I can totally lose myself in this rolling sculpture. It belongs at MoMA, although they’re probably too stuffy to have the Cisitalia share its stand. If Warhol had cast a ’59 Caddy in acrylic, it would undoubtedly be sharing space with his plywood Brillo boxes there. Gaudy and gauche is genuine art, as long as it’s been recreated by someone deemed to be a genuine artist.
The 1961 Continental may have paved the way and shown us the future (think Chrysler 300, among others) while the 1959 Cadillac was an evolutionary dead end, but what a way to go out, in (or out of) style.
Partly, that was due to circumstances beyond its maker’s control. A nasty recession hit in 1958, and suddenly small was beautiful.
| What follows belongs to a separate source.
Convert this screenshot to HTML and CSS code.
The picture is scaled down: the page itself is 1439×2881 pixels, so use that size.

That recession was the catalyst for the sea change that had been brewing for some time: a big chunk of the population suddenly saw that the forces propelling the big finned Detroit barges was utterly unsustainable. And the ’59 Cadillac just confirmed that: everyone knew there was absolutely no way to top it. So why buy the last dinosaur, when everyone was snapping up Ramblers and Falcons?
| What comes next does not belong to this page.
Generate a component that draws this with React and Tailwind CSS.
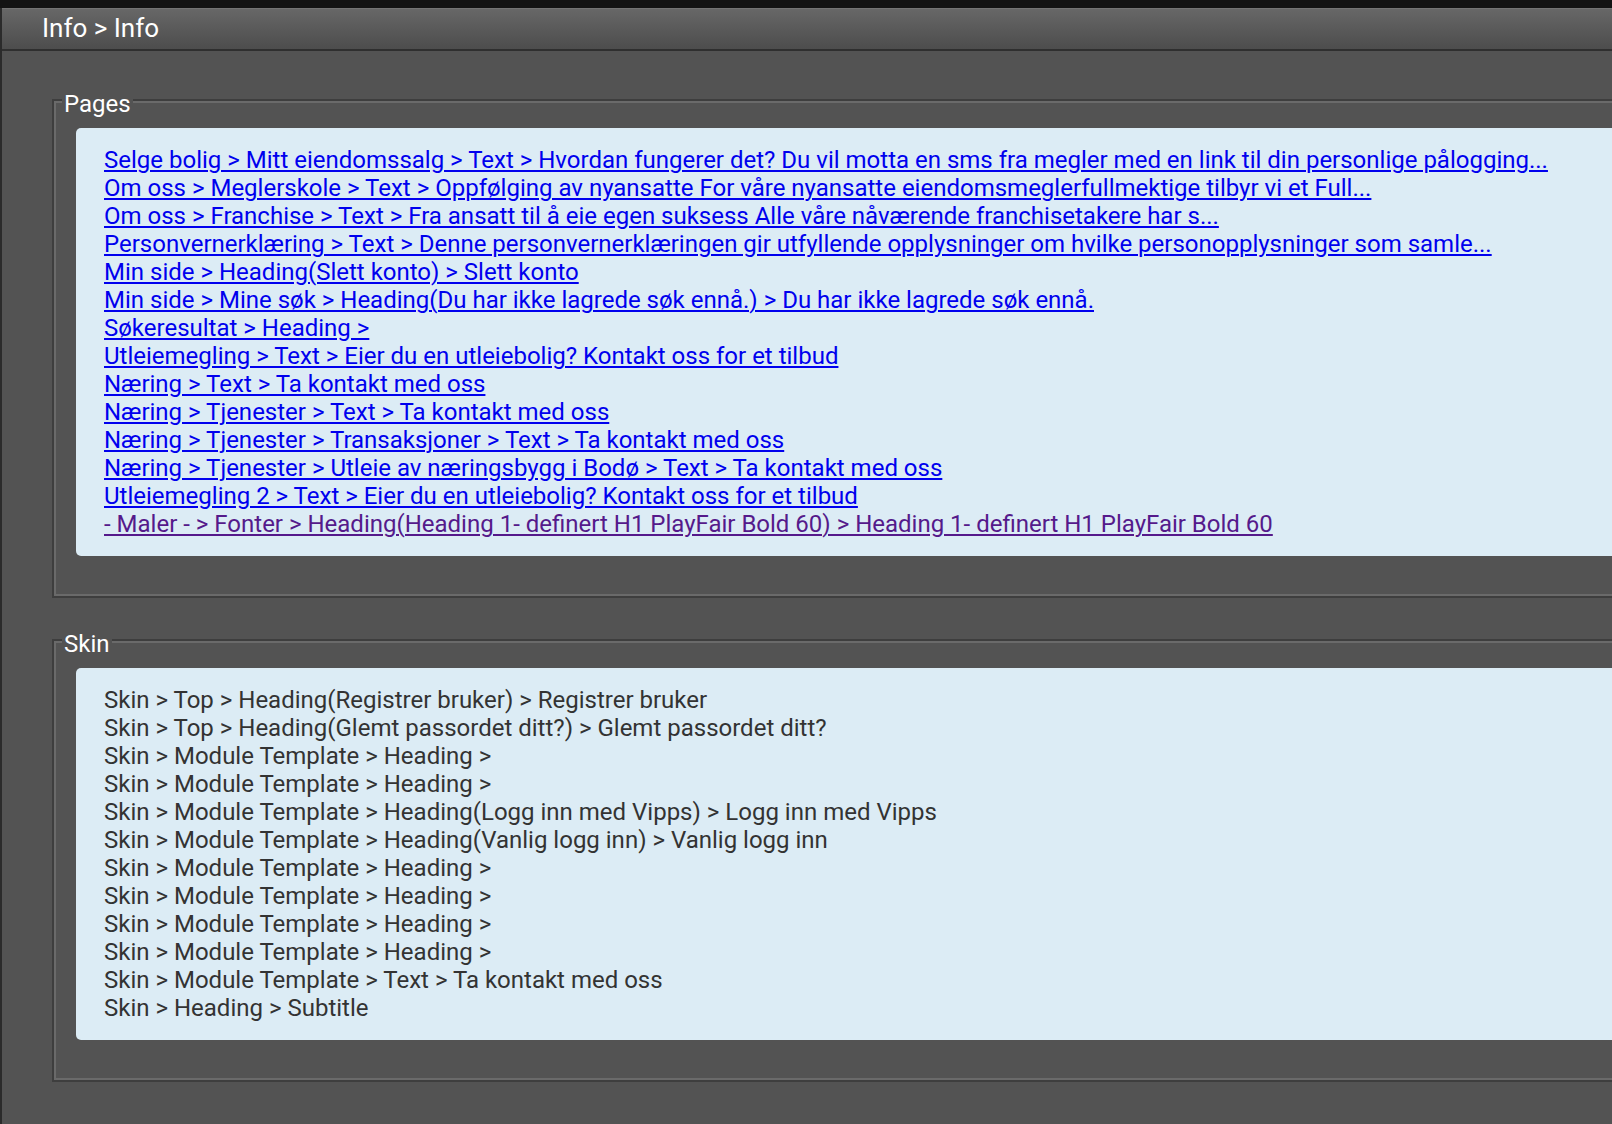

The ’61 Continental was conceived right in depth of that recession, and that is reflected in its smaller, trimmer size, and an actual reduction in horsepower. Blasphemy; for making a mockery of ever bigger fins and more horsepower. Look at these two cars, and you see a sea change of consciousness. The fifties had the lowest income disparity this country had ever seen, and the relatively “rich” apparently felt no reason to hide from the view of the slightly less rich while riding in their glass-bubble Cadillacs.
Kennedy cut tax rates, which had been as high as 91% on top earners. The Lincoln was subdued, understated, more expensive and much more exclusive, especially in how it hid its occupants from view. We know where that trend has taken us.
And we all know how the ’59 Cadillac story actually ends: never as tidy and predictable as we might want. Gas got cheaper and cheaper all through the sixties, and the seventies ushered in a new round of Bulgemobiles, minus the fins. By 1977, the Lincoln Town Car was now the dinosaur, and the downsized Caddies were a trim new smaller size. Change or get left behind; some things never change.